Increased Chinese military expenditures

I don’t think I’m “the sunniest of optimists”, as Ed Morrissey puts it, but I don’t think that increasing Chinese military expenditures is bad news:

BEIJING, March 4 — China announced its biggest increase in defense spending in five years on Sunday, a development that quickly prompted the United States to renew its calls for more transparency from the Chinese military about the scope and intent of its continuing, rapid arms buildup.

Jiang Enzhu, a spokesman for the National People’s Congress, the Communist Party-controlled national legislature, said China’s military budget would rise this year by 17.8 percent to roughly 350 billion yuan, or just under $45 billion.

“We must increase our military budget, as it is important to national security,” Mr. Jiang said at a news conference. “China’s military must modernize. Our overall defenses are weak.”

Even assuming that the Chinese are understating their military expenditures, does anyone doubt that their expenditures are a fraction of our $430 billion military budget?

China has little ability to project power beyond its borders; its forces are mostly for internal security; China is not expansionist (at least not in the sense of military conquest); and we have no intention (or ability for that matter) to invade China.

I know that their are officers in the Pentagon who, searching for a “near-peer high-tech enemy” in the conflict they’ve built their careers in planning for, see China as the most likely prospect for such a role. And I don’t even doubt that there are Chinese officers who’d like to see China playing that role. I think that such notions are far-fetched on both sides of the Pacific.

China has become a middle-class nation by World Bank standards and it’s an enormous one. If China is to shoulder the responsibilities in its region of its new status, it must modernize its military and expand its capacity. The alternatives are that no one takes on that responsibility or that we do and, as I look around me, I see little willingness on the part of my countrymen to double or treble our own military expenditures. We’ve increased the size of our military little since 9/11; if that doesn’t spur an expansion how will prospective troubles in the Far East?

Update

There’s an excellent post from The Arms Control Otaku on why China’s nuclear arsenal isn’t a threat, either.

3 comments… add one
  • The Soviet Union liked to “disguise” it’s military expenditures by dispersing them throughout the KGB, MVD, State Defense Committee, the Military-Industrial Commission, Ministry of Defense and several other agencies and, of course, lying in all the published figures. I doubt if the Soviets themselves knew exactly what was being spent, not even counting what was saved on labor costs or subsidized materials ( and how much exactly was ridiculously wasted). We ended up underestimating the size of the Soviet GDP devoted to defense almost by half, as the true figure was unbelievable. I imagine China is a similar case but much less extreme.

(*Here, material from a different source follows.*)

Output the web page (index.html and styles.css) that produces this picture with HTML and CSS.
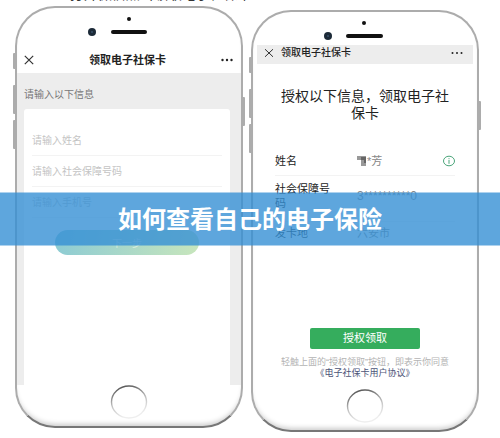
FILE: index.html
```
<!DOCTYPE html>
<html lang="zh-CN">

<head>
    <meta charset="UTF-8">
    <meta name="viewport" content="width=device-width, initial-scale=1.0">
    <title>如何查看自己的电子保险</title>
    <link rel="stylesheet" href="styles.css">
</head>

<body>

    <p class="caption">1、打开微信点击领取电子社保卡</p>

    <main class="phones">
        <!-- Step 1: personal details -->
        <section class="phone">
            <span class="side-key key-mute"></span>
            <span class="side-key key-up"></span>
            <span class="side-key key-down"></span>
            <span class="side-key key-power"></span>
            <div class="bezel-top">
                <svg viewBox="0 0 60 24" width="60" height="24" aria-hidden="true">
                    <circle cx="42" cy="4" r="2" fill="#111" />
                    <circle cx="5" cy="17" r="4" fill="#1c2a38" />
                    <circle cx="5" cy="17" r="1" fill="#38506a" />
                    <rect x="24" y="15" width="36" height="4" rx="2" fill="#111" />
                </svg>
            </div>

            <div class="screen">
                <header class="nav">
                    <button class="icon-btn" type="button" aria-label="关闭">
                        <svg viewBox="0 0 10 10" width="10" height="10">
                            <path d="M.8 .8L9.2 9.2M9.2 .8L.8 9.2" stroke="#333" stroke-width="1.2" fill="none" />
                        </svg>
                    </button>
                    <h2>领取电子社保卡</h2>
                    <button class="icon-btn" type="button" aria-label="更多">
                        <svg viewBox="0 0 12 4" width="12" height="4" fill="#222">
                            <circle cx="1.5" cy="2" r="1.2" />
                            <circle cx="6" cy="2" r="1.2" />
                            <circle cx="10.5" cy="2" r="1.2" />
                        </svg>
                    </button>
                </header>
                <form class="details">
                    <p class="hint">请输入以下信息</p>
                    <div class="card">
                        <input type="text" aria-label="姓名" placeholder="请输入姓名">
                        <input type="text" aria-label="社会保障号码" placeholder="请输入社会保障号码">
                        <input type="tel" aria-label="手机号" placeholder="请输入手机号">
                        <button class="next" type="button">下一步</button>
                    </div>
                </form>
            </div>

            <div class="bezel-bottom">
                <svg viewBox="0 0 38 38" width="38" height="38" aria-hidden="true">
                    <defs>
                        <linearGradient id="ring" x1="0" y1="0" x2=".3" y2="1">
                            <stop offset="0" stop-color="#444" />
                            <stop offset=".6" stop-color="#c4c4c4" />
                            <stop offset="1" stop-color="#eee" />
                        </linearGradient>
                    </defs>
                    <ellipse cx="19" cy="17" rx="17.5" ry="16" fill="#fff" stroke="url(#ring)" stroke-width="1.4" />
                </svg>
            </div>
        </section>

        <!-- Step 2: authorisation -->
        <section class="phone phone-auth">
            <span class="side-key key-mute"></span>
            <span class="side-key key-up"></span>
            <span class="side-key key-down"></span>
            <span class="side-key key-power"></span>
            <div class="bezel-top">
                <svg viewBox="0 0 60 24" width="60" height="24" aria-hidden="true">
                    <circle cx="41" cy="4" r="2" fill="#111" />
                    <circle cx="5" cy="17" r="4" fill="#1c2a38" />
                    <circle cx="5" cy="17" r="1" fill="#38506a" />
                    <rect x="23" y="15" width="37" height="4" rx="2" fill="#111" />
                </svg>
            </div>

            <div class="screen">
                <header class="nav">
                    <button class="icon-btn" type="button" aria-label="关闭">
                        <svg viewBox="0 0 10 10" width="10" height="10">
                            <path d="M1 1.2L9 8.8M9 1.2L1 8.8" stroke="#333" fill="none" />
                        </svg>
                    </button>
                    <h2>领取电子社保卡</h2>
                    <button class="icon-btn" type="button" aria-label="更多">
                        <svg viewBox="0 0 12 4" width="12" height="4" fill="#222">
                            <circle cx="1.5" cy="2" r="1" />
                            <circle cx="6" cy="2" r="1" />
                            <circle cx="10.5" cy="2" r="1" />
                        </svg>
                    </button>
                </header>
                <div class="auth">
                    <h3>授权以下信息，领取电子社保卡</h3>
                    <dl>
                        <div class="row">
                            <dt>姓名</dt>
                            <dd>
                                <svg viewBox="0 0 10 12" width="10" height="12" aria-hidden="true">
                                    <path d="M0 1h9v10H4V5H0z" fill="#999" />
                                    <path d="M4 2h5v6H7V5H4z" fill="#666" />
                                </svg>*芳
                            </dd>
                            <dd class="info">
                                <svg viewBox="0 0 12 12" width="12" height="12" aria-hidden="true">
                                    <ellipse cx="6" cy="6" rx="5.5" ry="4.8" fill="none" stroke="#4ba57a" />
                                    <path d="M6 3.2v1M6 5v3.8" stroke="#4ba57a" fill="none" />
                                </svg>
                            </dd>
                        </div>
                        <div class="row row-number">
                            <dt>社会保障号码</dt>
                            <dd>3**********0</dd>
                        </div>
                        <div class="row">
                            <dt>发卡地</dt>
                            <dd>六安市</dd>
                        </div>
                    </dl>
                    <button class="confirm" type="button">授权领取</button>
                    <p class="terms">轻触上面的“授权领取”按钮，即表示你同意
                        <a href="#">《电子社保卡用户协议》</a>
                    </p>
                </div>
            </div>

            <div class="bezel-bottom">
                <svg viewBox="0 0 38 38" width="38" height="38" aria-hidden="true">
                    <ellipse cx="19" cy="17" rx="17.5" ry="16" fill="#fff" stroke="url(#ring)" stroke-width="1.4" />
                </svg>
            </div>
        </section>
    </main>

    <!-- Title over the screenshots -->
    <div class="banner">
        <h1>如何查看自己的电子保险</h1>
    </div>

</body>

</html>
```
FILE: styles.css
```
* {
    margin: 0;
    padding: 0;
    box-sizing: border-box;
}

body {
    position: relative;
    font-family: "Liberation Sans", "Noto Sans CJK SC", sans-serif;
    background: #fff;
    color: #333;
}

button,
input {
    font: inherit;
    border: 0;
    background: none;
}

/* Last line of the text above the phones */
.caption {
    position: absolute;
    top: -14px;
    left: 48px;
    font-size: 14px;
    line-height: 16px;
    color: #333;
    white-space: nowrap;
}

/* Phones */
.phones {
    display: grid;
    grid-template-columns: 1fr 1fr;
    align-items: start;
    gap: 8px;
    padding: 6px 21px 5px 15px;
}

.phone {
    position: relative;
    display: flex;
    flex-direction: column;
    min-height: 422px;
    border: 2px solid #acacac;
    border-bottom-color: #777;
    border-radius: 40px;
    background: #fff;
    box-shadow: inset 0 -5px 5px -3px #ccc;
}

.phone-auth {
    margin-top: 4px;
}

.side-key {
    position: absolute;
    width: 3px;
    height: 29px;
    background: #acacac;
    border-radius: 1px;
}

.key-mute {
    left: -4px;
    top: 45px;
    height: 16px;
}

.key-up {
    left: -4px;
    top: 77px;
}

.key-down {
    left: -4px;
    top: 112px;
}

.key-power {
    right: -4px;
    top: 89px;
}

.bezel-top {
    height: 42px;
    padding: 7px 0 0 70px;
}

.phone-auth .bezel-top {
    height: 33px;
}

.bezel-top svg,
.bezel-bottom svg {
    display: block;
}

.bezel-bottom {
    height: 41px;
}

.bezel-bottom svg {
    margin: 0 auto;
}

.screen {
    flex: 1;
    display: flex;
    flex-direction: column;
}

.nav {
    display: flex;
    align-items: center;
    justify-content: space-between;
    height: 23px;
    padding: 0 8px 4px 7px;
}

.nav h2 {
    font-size: 11px;
    line-height: 16px;
    font-weight: bold;
    color: #222;
}

.icon-btn {
    display: flex;
}

/* Details form */
.details {
    flex: 1;
    display: flex;
    flex-direction: column;
    padding: 0 11px 0 7px;
    background: #ededed;
}

.hint {
    padding: 14px 0 6px;
    font-size: 10px;
    line-height: 16px;
    color: #777;
}

.card {
    flex: 1;
    padding: 16px 8px 0;
    border-radius: 3px 3px 0 0;
    background: #fff;
}

.card input {
    display: block;
    width: 100%;
    height: 31px;
    border-bottom: 1px solid #f3f3f3;
    font-size: 10px;
    color: #333;
}

.card input::placeholder {
    color: #c4c4c4;
    opacity: 1;
}

.next {
    display: block;
    width: 144px;
    height: 25px;
    margin: 12px auto 0;
    border-radius: 13px;
    background: linear-gradient(100deg, #8ccbd4, #c8e6bc);
    color: #d8eee0;
    font-size: 10px;
}

/* Authorisation page */
.phone-auth .screen {
    padding: 0 4px;
}

.phone-auth .nav {
    justify-content: flex-start;
    height: 19px;
    padding: 0 10px 4px 7px;
    background: #ededed;
}

.phone-auth .nav h2 {
    flex: 1;
    margin-left: 7px;
    font-size: 10px;
    font-weight: 500;
}

.auth {
    padding: 24px 18px 0;
}

.auth h3 {
    margin-bottom: 28px;
    font-size: 14px;
    line-height: 17px;
    font-weight: normal;
    text-align: center;
    color: #222;
}

.row {
    display: flex;
    align-items: center;
    height: 26px;
    padding-bottom: 4px;
    border-bottom: 1px solid #f3f3f3;
    font-size: 11px;
    line-height: 14px;
}

.row:last-child {
    border-bottom: 0;
}

.row dt {
    width: 56px;
    margin-right: 26px;
    color: #222;
}

.row dd {
    display: flex;
    align-items: center;
    color: #888;
}

.row .info {
    margin-left: auto;
}

.row-number {
    height: 46px;
    padding-bottom: 6px;
}

.row-number dd {
    font-size: 12px;
}

.confirm {
    display: block;
    width: 110px;
    height: 21px;
    margin: 80px auto 8px;
    border-radius: 2px;
    background: #35ad5d;
    color: #fff;
    font-size: 11px;
    line-height: 21px;
}

.terms {
    font-size: 9px;
    line-height: 11px;
    text-align: center;
    color: #b4b4b4;
}

.terms a {
    display: block;
    color: #4c5478;
    text-decoration: none;
}

/* Banner */
.banner {
    position: absolute;
    top: 50%;
    left: 0;
    right: 0;
    padding: 8px 0;
    transform: translateY(-50%);
    background: rgba(54, 144, 213, .8);
    text-align: center;
}

.banner h1 {
    font-size: 24px;
    line-height: 37px;
    font-weight: bold;
    color: #fff;
}
```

    In such instances, the best bet is to ignore China’s budget figures and count known capabilities and give them an American cost equivalent. Then for fun, add reasonably suspected capabilities and adjust upward while excepting that you will never do better than a rough guess. And recalling that while China’s military potential is improving, currently they are not ready for prime time. Put an equal number of Chinese divisions against the IDF and the Chinese will get creamed in a matter of days.

  • To add to what Mark said, a lot of this argument is apples and oranges. Much of the US budget goes to personnel – pay, housing and health care. So to field one trained soldier in China costs much, much, much less than in the US. A similar situation exists with equipment. The are building their capabilities up, but they are buying most of their technology – much cheaper than developing it like we do, so their R&D and procurement costs are a fraction of ours. So X number of 4th generation fighters will cost the Chinese much less than the same number of US 4th gen fighters. We also have much higher operational costs. Our forces are deployed all over the world – keeping them there and supplying them costs an extraordinarily large amount of money. China’s military, on the other hand, stays in garrison and only deploys for training, exercises, etc. So the three major military costs, personnel, equipment, and operations, are all significantly less expensive for China than the US. As a result, a dollar spent by China on the military goes a lot further than a dollar spent here in the US.

    One can add pork and the Congressional meddling that forces the military to keep and/or buy stuff it doesn’t want or need.